• Exercise requirements: Repeat all the material exactly; pictures stay out of your copy.

• Data segment:

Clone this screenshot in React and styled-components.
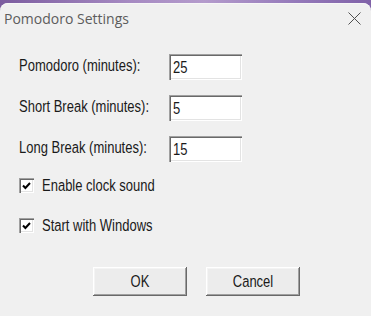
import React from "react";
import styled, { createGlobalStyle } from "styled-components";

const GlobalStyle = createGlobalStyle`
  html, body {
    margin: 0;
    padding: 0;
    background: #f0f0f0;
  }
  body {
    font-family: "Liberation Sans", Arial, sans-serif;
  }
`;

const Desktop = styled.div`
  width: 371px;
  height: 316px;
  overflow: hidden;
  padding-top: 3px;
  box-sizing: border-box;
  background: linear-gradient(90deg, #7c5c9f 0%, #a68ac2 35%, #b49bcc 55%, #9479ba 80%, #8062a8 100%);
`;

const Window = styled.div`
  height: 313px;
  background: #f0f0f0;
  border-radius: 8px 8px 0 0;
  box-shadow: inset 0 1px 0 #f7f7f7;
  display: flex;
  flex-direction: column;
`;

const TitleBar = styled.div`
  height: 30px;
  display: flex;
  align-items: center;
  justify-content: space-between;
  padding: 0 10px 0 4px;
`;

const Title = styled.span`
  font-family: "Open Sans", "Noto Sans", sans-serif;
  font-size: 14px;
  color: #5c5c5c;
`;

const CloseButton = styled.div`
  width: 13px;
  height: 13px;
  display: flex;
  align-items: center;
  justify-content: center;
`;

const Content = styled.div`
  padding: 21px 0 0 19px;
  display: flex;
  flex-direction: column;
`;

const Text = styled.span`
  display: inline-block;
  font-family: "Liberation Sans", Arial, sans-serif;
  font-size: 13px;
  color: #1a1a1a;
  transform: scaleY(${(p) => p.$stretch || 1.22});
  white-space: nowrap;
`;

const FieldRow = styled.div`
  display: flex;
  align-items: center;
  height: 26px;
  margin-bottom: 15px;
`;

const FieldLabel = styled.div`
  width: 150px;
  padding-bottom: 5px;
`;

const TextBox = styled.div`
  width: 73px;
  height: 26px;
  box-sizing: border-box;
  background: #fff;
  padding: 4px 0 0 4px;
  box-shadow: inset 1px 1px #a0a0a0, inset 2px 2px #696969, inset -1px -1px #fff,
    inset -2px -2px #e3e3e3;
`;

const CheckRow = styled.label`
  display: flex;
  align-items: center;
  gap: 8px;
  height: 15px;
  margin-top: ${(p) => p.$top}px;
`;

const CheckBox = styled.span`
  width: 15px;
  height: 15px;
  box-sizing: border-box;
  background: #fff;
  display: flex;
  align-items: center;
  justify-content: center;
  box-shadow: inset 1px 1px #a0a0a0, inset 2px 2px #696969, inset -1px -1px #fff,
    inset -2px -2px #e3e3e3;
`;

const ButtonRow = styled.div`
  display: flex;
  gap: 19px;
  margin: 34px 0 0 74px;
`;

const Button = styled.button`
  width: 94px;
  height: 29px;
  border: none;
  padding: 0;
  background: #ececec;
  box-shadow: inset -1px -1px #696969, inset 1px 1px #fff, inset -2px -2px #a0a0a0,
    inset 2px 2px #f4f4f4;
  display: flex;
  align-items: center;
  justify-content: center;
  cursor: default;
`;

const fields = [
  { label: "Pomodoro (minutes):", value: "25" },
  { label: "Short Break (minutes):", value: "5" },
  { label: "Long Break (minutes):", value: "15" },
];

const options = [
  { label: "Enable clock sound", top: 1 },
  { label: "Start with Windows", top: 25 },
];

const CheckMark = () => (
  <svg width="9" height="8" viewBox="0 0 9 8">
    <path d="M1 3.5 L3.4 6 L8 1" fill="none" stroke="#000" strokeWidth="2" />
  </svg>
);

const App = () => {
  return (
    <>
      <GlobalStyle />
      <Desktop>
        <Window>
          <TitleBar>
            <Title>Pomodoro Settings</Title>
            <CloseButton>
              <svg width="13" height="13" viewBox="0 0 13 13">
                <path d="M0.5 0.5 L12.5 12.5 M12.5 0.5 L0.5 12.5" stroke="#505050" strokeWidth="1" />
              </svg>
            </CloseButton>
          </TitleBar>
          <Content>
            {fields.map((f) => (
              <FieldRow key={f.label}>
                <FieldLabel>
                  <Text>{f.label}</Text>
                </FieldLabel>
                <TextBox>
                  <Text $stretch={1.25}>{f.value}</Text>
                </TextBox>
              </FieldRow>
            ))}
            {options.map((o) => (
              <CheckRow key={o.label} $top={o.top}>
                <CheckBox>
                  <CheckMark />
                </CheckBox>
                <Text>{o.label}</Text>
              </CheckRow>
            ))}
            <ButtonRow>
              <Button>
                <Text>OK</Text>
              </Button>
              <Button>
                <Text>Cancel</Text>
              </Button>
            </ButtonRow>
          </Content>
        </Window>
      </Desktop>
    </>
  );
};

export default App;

• Solved problem:
Clone this screenshot in React and styled-components.
import React from "react";
import styled, { createGlobalStyle } from "styled-components";

const GlobalStyle = createGlobalStyle`
  html, body {
    margin: 0;
    padding: 0;
    background: #f0f0f0;
  }
  body {
    font-family: "Liberation Sans", Arial, sans-serif;
  }
`;

const Desktop = styled.div`
  width: 371px;
  height: 316px;
  overflow: hidden;
  padding-top: 3px;
  box-sizing: border-box;
  background: linear-gradient(90deg, #7c5c9f 0%, #a68ac2 35%, #b49bcc 55%, #9479ba 80%, #8062a8 100%);
`;

const Window = styled.div`
  height: 313px;
  background: #f0f0f0;
  border-radius: 8px 8px 0 0;
  box-shadow: inset 0 1px 0 #f7f7f7;
  display: flex;
  flex-direction: column;
`;

const TitleBar = styled.div`
  height: 30px;
  display: flex;
  align-items: center;
  justify-content: space-between;
  padding: 0 10px 0 4px;
`;

const Title = styled.span`
  font-family: "Open Sans", "Noto Sans", sans-serif;
  font-size: 14px;
  color: #5c5c5c;
`;

const CloseButton = styled.div`
  width: 13px;
  height: 13px;
  display: flex;
  align-items: center;
  justify-content: center;
`;

const Content = styled.div`
  padding: 21px 0 0 19px;
  display: flex;
  flex-direction: column;
`;

const Text = styled.span`
  display: inline-block;
  font-family: "Liberation Sans", Arial, sans-serif;
  font-size: 13px;
  color: #1a1a1a;
  transform: scaleY(${(p) => p.$stretch || 1.22});
  white-space: nowrap;
`;

const FieldRow = styled.div`
  display: flex;
  align-items: center;
  height: 26px;
  margin-bottom: 15px;
`;

const FieldLabel = styled.div`
  width: 150px;
  padding-bottom: 5px;
`;

const TextBox = styled.div`
  width: 73px;
  height: 26px;
  box-sizing: border-box;
  background: #fff;
  padding: 4px 0 0 4px;
  box-shadow: inset 1px 1px #a0a0a0, inset 2px 2px #696969, inset -1px -1px #fff,
    inset -2px -2px #e3e3e3;
`;

const CheckRow = styled.label`
  display: flex;
  align-items: center;
  gap: 8px;
  height: 15px;
  margin-top: ${(p) => p.$top}px;
`;

const CheckBox = styled.span`
  width: 15px;
  height: 15px;
  box-sizing: border-box;
  background: #fff;
  display: flex;
  align-items: center;
  justify-content: center;
  box-shadow: inset 1px 1px #a0a0a0, inset 2px 2px #696969, inset -1px -1px #fff,
    inset -2px -2px #e3e3e3;
`;

const ButtonRow = styled.div`
  display: flex;
  gap: 19px;
  margin: 34px 0 0 74px;
`;

const Button = styled.button`
  width: 94px;
  height: 29px;
  border: none;
  padding: 0;
  background: #ececec;
  box-shadow: inset -1px -1px #696969, inset 1px 1px #fff, inset -2px -2px #a0a0a0,
    inset 2px 2px #f4f4f4;
  display: flex;
  align-items: center;
  justify-content: center;
  cursor: default;
`;

const fields = [
  { label: "Pomodoro (minutes):", value: "25" },
  { label: "Short Break (minutes):", value: "5" },
  { label: "Long Break (minutes):", value: "15" },
];

const options = [
  { label: "Enable clock sound", top: 1 },
  { label: "Start with Windows", top: 25 },
];

const CheckMark = () => (
  <svg width="9" height="8" viewBox="0 0 9 8">
    <path d="M1 3.5 L3.4 6 L8 1" fill="none" stroke="#000" strokeWidth="2" />
  </svg>
);

const App = () => {
  return (
    <>
      <GlobalStyle />
      <Desktop>
        <Window>
          <TitleBar>
            <Title>Pomodoro Settings</Title>
            <CloseButton>
              <svg width="13" height="13" viewBox="0 0 13 13">
                <path d="M0.5 0.5 L12.5 12.5 M12.5 0.5 L0.5 12.5" stroke="#505050" strokeWidth="1" />
              </svg>
            </CloseButton>
          </TitleBar>
          <Content>
            {fields.map((f) => (
              <FieldRow key={f.label}>
                <FieldLabel>
                  <Text>{f.label}</Text>
                </FieldLabel>
                <TextBox>
                  <Text $stretch={1.25}>{f.value}</Text>
                </TextBox>
              </FieldRow>
            ))}
            {options.map((o) => (
              <CheckRow key={o.label} $top={o.top}>
                <CheckBox>
                  <CheckMark />
                </CheckBox>
                <Text>{o.label}</Text>
              </CheckRow>
            ))}
            <ButtonRow>
              <Button>
                <Text>OK</Text>
              </Button>
              <Button>
                <Text>Cancel</Text>
              </Button>
            </ButtonRow>
          </Content>
        </Window>
      </Desktop>
    </>
  );
};

export default App;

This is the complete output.